A woman crawls out of a tiny refrigerator in a cramped, filthy apartment and discovers a corpse that may be the woman herself– and these are only the first moments of “Sugar,” an extremely unsettling vision of private terrors by filmmaking collaborators Reynold Reynolds, Patrick Jolley and Samara Golden. Pic, hanging between drama and experimental non-narrative, plays like a fever nightmare of any New Yorker who’s lived in a one-room living box, and thus could find a responsive but itchy aud among midnight movie denizens in big city markets.
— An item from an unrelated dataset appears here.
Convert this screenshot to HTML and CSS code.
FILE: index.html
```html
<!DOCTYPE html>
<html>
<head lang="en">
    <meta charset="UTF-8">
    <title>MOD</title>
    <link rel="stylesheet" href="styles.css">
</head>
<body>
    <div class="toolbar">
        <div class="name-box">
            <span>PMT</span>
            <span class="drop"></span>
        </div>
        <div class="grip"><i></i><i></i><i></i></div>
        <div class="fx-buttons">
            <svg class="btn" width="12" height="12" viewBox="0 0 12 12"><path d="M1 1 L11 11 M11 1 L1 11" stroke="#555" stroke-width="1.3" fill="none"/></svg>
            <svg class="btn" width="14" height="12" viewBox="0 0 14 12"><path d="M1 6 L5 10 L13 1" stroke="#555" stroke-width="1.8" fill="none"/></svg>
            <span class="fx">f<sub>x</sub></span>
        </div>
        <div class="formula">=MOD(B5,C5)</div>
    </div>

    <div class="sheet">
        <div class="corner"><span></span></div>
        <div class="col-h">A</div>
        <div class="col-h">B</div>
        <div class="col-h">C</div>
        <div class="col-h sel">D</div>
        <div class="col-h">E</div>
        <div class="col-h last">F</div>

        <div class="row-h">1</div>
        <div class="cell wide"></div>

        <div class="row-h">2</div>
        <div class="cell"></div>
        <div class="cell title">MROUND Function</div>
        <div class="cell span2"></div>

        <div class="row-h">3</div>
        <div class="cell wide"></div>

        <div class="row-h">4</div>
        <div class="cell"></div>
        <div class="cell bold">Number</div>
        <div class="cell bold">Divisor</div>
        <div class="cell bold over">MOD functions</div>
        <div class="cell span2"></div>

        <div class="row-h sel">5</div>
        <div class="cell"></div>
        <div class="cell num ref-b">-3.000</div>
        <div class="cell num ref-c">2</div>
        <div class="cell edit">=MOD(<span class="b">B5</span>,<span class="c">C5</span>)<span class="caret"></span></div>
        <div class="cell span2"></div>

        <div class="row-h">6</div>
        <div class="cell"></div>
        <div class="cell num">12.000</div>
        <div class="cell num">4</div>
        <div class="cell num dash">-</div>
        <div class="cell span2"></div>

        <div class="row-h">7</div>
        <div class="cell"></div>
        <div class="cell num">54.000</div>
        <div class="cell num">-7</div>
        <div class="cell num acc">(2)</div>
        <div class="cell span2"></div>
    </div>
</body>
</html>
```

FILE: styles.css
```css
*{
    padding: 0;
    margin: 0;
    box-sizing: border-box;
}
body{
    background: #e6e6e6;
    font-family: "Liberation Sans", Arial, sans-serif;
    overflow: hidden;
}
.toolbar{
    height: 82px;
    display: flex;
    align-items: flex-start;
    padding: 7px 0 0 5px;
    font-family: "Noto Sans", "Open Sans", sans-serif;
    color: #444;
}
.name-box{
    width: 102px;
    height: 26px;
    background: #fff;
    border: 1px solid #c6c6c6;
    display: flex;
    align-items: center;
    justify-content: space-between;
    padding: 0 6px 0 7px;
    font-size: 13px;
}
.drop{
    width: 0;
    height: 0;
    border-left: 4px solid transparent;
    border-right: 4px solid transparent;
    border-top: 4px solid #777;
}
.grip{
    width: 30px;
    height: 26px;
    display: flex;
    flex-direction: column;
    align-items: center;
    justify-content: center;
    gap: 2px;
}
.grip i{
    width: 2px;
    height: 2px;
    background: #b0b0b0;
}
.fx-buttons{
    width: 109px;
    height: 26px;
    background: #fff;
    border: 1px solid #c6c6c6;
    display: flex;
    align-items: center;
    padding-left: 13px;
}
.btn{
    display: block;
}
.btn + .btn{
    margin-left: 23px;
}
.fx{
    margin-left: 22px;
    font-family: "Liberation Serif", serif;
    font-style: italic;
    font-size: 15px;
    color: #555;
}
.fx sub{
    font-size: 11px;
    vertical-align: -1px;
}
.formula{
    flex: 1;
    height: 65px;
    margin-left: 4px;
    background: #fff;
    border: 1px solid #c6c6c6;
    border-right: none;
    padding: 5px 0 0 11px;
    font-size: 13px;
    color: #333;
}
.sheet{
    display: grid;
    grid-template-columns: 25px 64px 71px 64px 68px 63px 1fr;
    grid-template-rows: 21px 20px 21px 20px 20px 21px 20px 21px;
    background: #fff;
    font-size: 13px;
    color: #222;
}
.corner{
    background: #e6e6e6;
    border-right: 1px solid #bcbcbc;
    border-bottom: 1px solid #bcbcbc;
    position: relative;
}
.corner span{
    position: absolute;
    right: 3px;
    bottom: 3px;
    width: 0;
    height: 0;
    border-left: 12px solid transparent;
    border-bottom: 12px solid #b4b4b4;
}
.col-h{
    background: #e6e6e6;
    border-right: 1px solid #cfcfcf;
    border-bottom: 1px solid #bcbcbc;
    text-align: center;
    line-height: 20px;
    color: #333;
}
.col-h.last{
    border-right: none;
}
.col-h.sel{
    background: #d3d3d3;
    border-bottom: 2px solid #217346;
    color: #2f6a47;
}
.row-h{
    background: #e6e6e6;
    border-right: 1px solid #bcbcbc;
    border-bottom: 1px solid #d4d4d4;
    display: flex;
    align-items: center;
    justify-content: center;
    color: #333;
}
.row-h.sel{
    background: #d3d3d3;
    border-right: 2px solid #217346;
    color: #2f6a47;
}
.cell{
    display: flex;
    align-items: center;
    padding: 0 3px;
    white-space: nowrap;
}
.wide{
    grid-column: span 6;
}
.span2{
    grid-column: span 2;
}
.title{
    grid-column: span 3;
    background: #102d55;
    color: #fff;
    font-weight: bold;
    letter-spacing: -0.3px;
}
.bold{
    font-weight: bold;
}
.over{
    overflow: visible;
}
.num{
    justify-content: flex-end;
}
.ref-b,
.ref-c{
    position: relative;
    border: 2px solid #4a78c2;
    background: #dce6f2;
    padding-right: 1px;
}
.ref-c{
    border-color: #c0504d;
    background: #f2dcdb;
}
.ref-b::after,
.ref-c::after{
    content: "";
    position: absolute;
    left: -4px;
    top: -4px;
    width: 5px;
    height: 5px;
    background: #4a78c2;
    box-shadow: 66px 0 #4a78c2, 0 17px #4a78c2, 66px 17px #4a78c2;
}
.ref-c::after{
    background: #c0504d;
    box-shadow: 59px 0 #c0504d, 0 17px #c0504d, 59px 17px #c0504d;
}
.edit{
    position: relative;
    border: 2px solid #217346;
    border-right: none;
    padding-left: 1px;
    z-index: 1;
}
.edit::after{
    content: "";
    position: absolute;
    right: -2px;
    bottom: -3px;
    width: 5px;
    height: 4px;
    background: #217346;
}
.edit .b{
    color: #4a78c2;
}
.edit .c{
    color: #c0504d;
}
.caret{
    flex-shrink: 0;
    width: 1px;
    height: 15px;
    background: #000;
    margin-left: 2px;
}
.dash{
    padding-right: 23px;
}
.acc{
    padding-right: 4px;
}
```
The increasingly horrific experiences felt by a woman (Golden), who now lives — if that’s the word — in a dingy apartment recently occupied by a fellow named Anthony (Nelson), seldom proceed logically but rather in a dream-state, and sometimes in dreams within dreams. After examining a body she pulls out of a hiding place, the woman can be observed from a disturbing point-of-view — perhaps by Anthony, who may be hiding and watching her from the other side of a metal grill and sounding more and more like a caged animal.
Anthony’s surveillance grows more menacing as the woman tidies things up, plays back a long list of his unanswered phone messages and goes through his unopened mail. J.G. Thirlwell’s portentous music feeds a paranoid mood as her dreams (in color) begin to dominate and blend into the everyday. She imagines spitting out teeth and Anthony attacking her, while the act of washing and tending to the corpse (which is made to seem like her doppelganger) suggests an act that’s at once caring, sensual and macabre.
The film sustains the tension between extremely different tones for a remarkable length of time, as if co-directors Reynolds and Jolley had taken control of auds’ collective subconscious. While midnight movie fans will spot the direct echoes from “Eraserhead” and other weirded-out nocturnal mind trips, hip viewers will also spot links to other recent inward-looking and defiantly semi-underground films such as Jennifer Reeves’ “The Time We Killed” and James Fotopoulos’ “The Nest.”
Pic is a triumph of lower-than-low budget filmmaking, with mainly one thesp (Golden in an outrageously demanding performance that indicates a commitment above and beyond the call of duty), one extremely messy room (with a spooky thick-glass window looking out onto a crowded Manhattan street) and a complex visual and aural design involving camerawork that appears to crawl under the skin and Bruce Odland’s and Sam Auinger’s stunning sound design.